Du 22 avril au 17 mai
À l’Espace GO
LE PÀP A TRENTE ANS
Depuis sa fondation en 1978, le Théâtre PÀP n’a cessé d’affirmer sa volonté de faire émerger de nouvelles paroles d’auteurs qui, autrement, seraient peut-être demeurés sans tribune. Mentionnons Louis-Dominique Lavigne, Michel Marc Bouchard, François Archambault, Serge Boucher, Geneviève Billette, Reynald Robinson et Jonathan Harnois. Au fil des ans, il y a eu des changements d’équipe et des changements de ton (création collective, théâtre jeunes publics, théâtre pour adultes), mais une chose n’a jamais changé au Théâtre PÀP et c’est Claude Poissant, toujours là pour tenir le fort.
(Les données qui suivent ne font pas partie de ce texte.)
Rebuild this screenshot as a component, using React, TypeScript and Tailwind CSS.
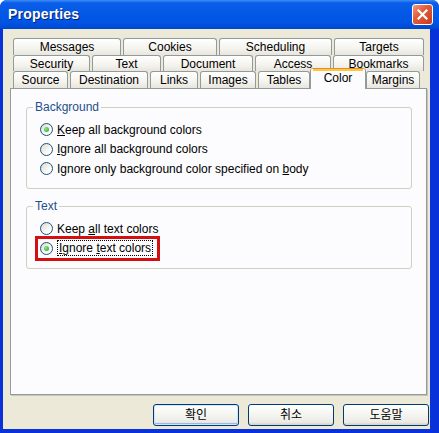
import type { ReactNode } from "react";

const FONT = "font-['Liberation_Sans','Noto_Sans_CJK_KR',sans-serif]";

type Tab = { label: string; w: string; selected?: boolean };

const rows: { h: string; gap: string; tabs: Tab[] }[] = [
  {
    h: "h-[17px]",
    gap: "gap-[2px]",
    tabs: [
      { label: "Messages", w: "w-[108px]" },
      { label: "Cookies", w: "w-[94px]" },
      { label: "Scheduling", w: "w-[113px]" },
      { label: "Targets", w: "w-[90px]" },
    ],
  },
  {
    h: "h-[16px]",
    gap: "gap-[2px]",
    tabs: [
      { label: "Security", w: "w-[77px]" },
      { label: "Text", w: "w-[69px]" },
      { label: "Document", w: "w-[90px]" },
      { label: "Access", w: "w-[76px]" },
      { label: "Bookmarks", w: "w-[91px]" },
    ],
  },
  {
    h: "h-[17px]",
    gap: "gap-[2px]",
    tabs: [
      { label: "Source", w: "w-[55px]" },
      { label: "Destination", w: "w-[78px]" },
      { label: "Links", w: "w-[48px]" },
      { label: "Images", w: "w-[56px]" },
      { label: "Tables", w: "w-[52px]" },
      { label: "Color", w: "w-[50px]", selected: true },
      { label: "Margins", w: "w-[54px]" },
    ],
  },
];

function TabButton({ tab }: { tab: Tab }) {
  if (tab.selected) {
    return (
      <div
        className={`${tab.w} relative z-10 -mx-[2px] -mt-[3px] box-content h-[21px] px-[2px] rounded-t-[3px] border-x border-[#919b9c] bg-[#fcfcfe] flex flex-col`}
      >
        <div className="h-[1px] bg-[#e68b2c] rounded-t-[3px] -mx-[1px]" />
        <div className="h-[2px] bg-[#ffc73c]" />
        <div className="flex-1 flex items-start justify-center text-[12px] leading-[14px] text-black">
          {tab.label}
        </div>
      </div>
    );
  }
  return (
    <div
      className={`${tab.w} h-full rounded-t-[3px] border-t border-x border-[#919b9c] bg-[linear-gradient(to_bottom,#ffffff,#f4f3ee_60%,#e7e5dc)] flex items-center justify-center text-[12px] leading-[14px] text-black`}
    >
      {tab.label}
    </div>
  );
}

function Radio({ checked }: { checked?: boolean }) {
  return (
    <span className="w-[13px] h-[13px] shrink-0 rounded-full border border-[#1c5180] bg-[linear-gradient(135deg,#dcd9cd,#f8f8f4_60%,#ffffff)] flex items-center justify-center">
      {checked && (
        <span className="w-[5px] h-[5px] rounded-full bg-[radial-gradient(circle_at_35%_35%,#8ee68e,#21a121)]" />
      )}
    </span>
  );
}

function Option({ checked, children }: { checked?: boolean; children: ReactNode }) {
  return (
    <div className="h-[19.5px] flex items-center gap-[4px] text-[12px] text-black">
      <Radio checked={checked} />
      <span>{children}</span>
    </div>
  );
}

function Group({ label, height, children }: { label: string; height: string; children: ReactNode }) {
  return (
    <div className={`relative ${height} rounded-[3px] border border-[#d0d0bf] pl-[13px] pt-[12px]`}>
      <span className="absolute -top-[8px] left-[6px] bg-[#fcfcfe] px-[2px] text-[12px] leading-[14px] text-[#1c4f8c]">
        {label}
      </span>
      {children}
    </div>
  );
}

function XpButton({ children, isDefault }: { children: ReactNode; isDefault?: boolean }) {
  return (
    <div
      className={`w-[86px] h-[22px] rounded-[3px] border border-[#003c74] bg-[linear-gradient(to_bottom,#ffffff,#f4f4f0_50%,#ecebe6_85%,#d6d0c5)] flex items-center justify-center text-[12px] text-black ${
        isDefault ? "shadow-[inset_0_0_0_1px_#cee7ff,inset_0_-1px_0_1px_#98b8ea]" : ""
      }`}
    >
      {children}
    </div>
  );
}

export default function App() {
  return (
    <div className={`w-[439px] h-[433px] bg-white ${FONT}`}>
      <div className="w-[439px] h-[433px] rounded-t-[7px] bg-[#0831d9] flex flex-col overflow-hidden">
        {/* title bar */}
        <div className="h-[29px] shrink-0 flex items-center justify-between pl-[8px] pr-[6px] bg-[linear-gradient(to_bottom,#3d8cf6,#0a5ee8_10%,#0358e6_45%,#0054e3_80%,#0046cc)]">
          <span className="text-white font-bold text-[14px] tracking-[0.2px] [text-shadow:1px_1px_0_#0a1e6e]">
            Properties
          </span>
          <div className="w-[21px] h-[21px] rounded-[3px] border border-white bg-[linear-gradient(135deg,#f29a7e,#e35d3c_40%,#c93b1a)] flex items-center justify-center">
            <svg width="11" height="11" viewBox="0 0 11 11">
              <path d="M1.5 1.5 L9.5 9.5 M9.5 1.5 L1.5 9.5" stroke="white" strokeWidth="2.2" strokeLinecap="square" />
            </svg>
          </div>
        </div>

        {/* body */}
        <div className="flex-1 ml-[3px] mr-[9px] mb-[4px] bg-[#ece9d8] flex flex-col pt-[9px]">
          {/* tabs */}
          <div className="pl-[10px] flex flex-col">
            {rows.map((row, i) => (
              <div key={i} className={`flex ${row.h} ${row.gap}`}>
                {row.tabs.map((t) => (
                  <TabButton key={t.label} tab={t} />
                ))}
              </div>
            ))}
          </div>

          {/* panel */}
          <div className="ml-[7px] mr-[3px] h-[307px] border border-[#919b9c] bg-[#fcfcfe] shadow-[1px_1px_0_#c8c5b6] pl-[15px] pr-[14px] pt-[18px] flex flex-col gap-[17px]">
            <Group label="Background" height="h-[82px]">
              <Option checked>
                <u>K</u>eep all background colors
              </Option>
              <Option>
                <u>I</u>gnore all background colors
              </Option>
              <Option>
                Ignore only background color specified on <u>b</u>ody
              </Option>
            </Group>
            <Group label="Text" height="h-[63px]">
              <Option>
                Keep <u>a</u>ll text colors
              </Option>
              <div className="-ml-[5px] -mt-[3px] w-[125px] h-[25px] border-[3px] border-[#d40f0f] pl-[2px] flex items-center gap-[4px] text-[12px] text-black">
                <Radio checked />
                <span className="border border-dotted border-black leading-[14px] px-[1px]">
                  <u>I</u>gnore <u>t</u>ext colors
                </span>
              </div>
            </Group>
          </div>

          {/* buttons */}
          <div className="mt-[9px] flex justify-end gap-[9px] pr-[1px]">
            <XpButton isDefault>확인</XpButton>
            <XpButton>취소</XpButton>
            <XpButton>도움말</XpButton>
          </div>
        </div>
      </div>
    </div>
  );
}
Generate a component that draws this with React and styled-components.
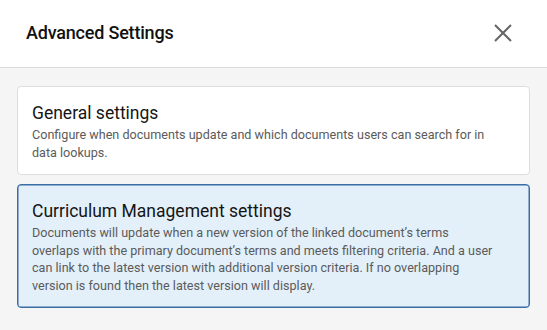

"C’est vrai que c’est un peu moi, la ligne de continuité à travers tout ça, avoue le metteur en scène. Mais les gens qui habitent la compagnie, longtemps ou non, l’influencent énormément." Justement, depuis bientôt un an, Poissant partage la codirection du Théâtre PÀP avec Patrice Dubois. Entre les deux créateurs, les discussions semblent particulièrement fertiles. "Jusqu’ici, l’idée était de donner une continuité, affirme la recrue. Dans les prochains mois, je vais mettre de plus en plus la main à la pâte. J’ai maintenant un nouveau tiroir dans la tête, un tiroir PÀP. Je vis dans un nouvel état. Entre Claude et moi, il y a un dialogue au quotidien, à propos de toutes sortes de petites choses. C’est une affaire d’instant présent."
Du 17 au 19 mai, le Théâtre PÀP occupera les deux salles de l’Espace GO pour présenter au public trois pièces en construction. Des collaborateurs de longue date et de nouveaux complices viendront esquisser les premières ébauches de spectacles en devenir. Après Couche avec moi (c’est l’hiver), Conversations sur le pire permet à Fanny Britt, Geoffrey Gaquère et Nicolas Basque de poursuivre leur aventure commune. À travers la rencontre de deux femmes que tout oppose, la pièce pose un regard inquiet sur la peur, le courage, l’amour éperdu et la perte de sens. Avec All We Can Handle, une fable urbaine de l’États-Unien Andrew Dainoff, Vincent-Guillaume Otis s’offre un plongeon dans le New York de l’après-11 septembre. Quant à Grand Mécanisme, il naît dans la continuité d’Everybody’s Welles pour tous. Cette fois, Martin Labrecque et Patrice Dubois questionnent notre instinct d’autodestruction et notre désir d’éternité.
Le 21 mai, on présente, essentiellement pour les mécènes et les amis de la compagnie, un cabaret-anniversaire intitulé Le PÀP a trente ans. Une trentaine d’artistes y revisiteront l’histoire de la compagnie avec folie, éclectisme et peut-être un brin de nostalgie. Des Feluettes à Unity, mil neuf cent dix-huit, de L’Apprentissage des marais à Je voudrais me déposer la tête, de Bain public à Stampede, de Motel Hélène au Ventriloque, le Théâtre PÀP a tracé des chemins de création et d’écriture, des chemins aux étranges destinations qu’il fera chaud au coeur d’emprunter à nouveau.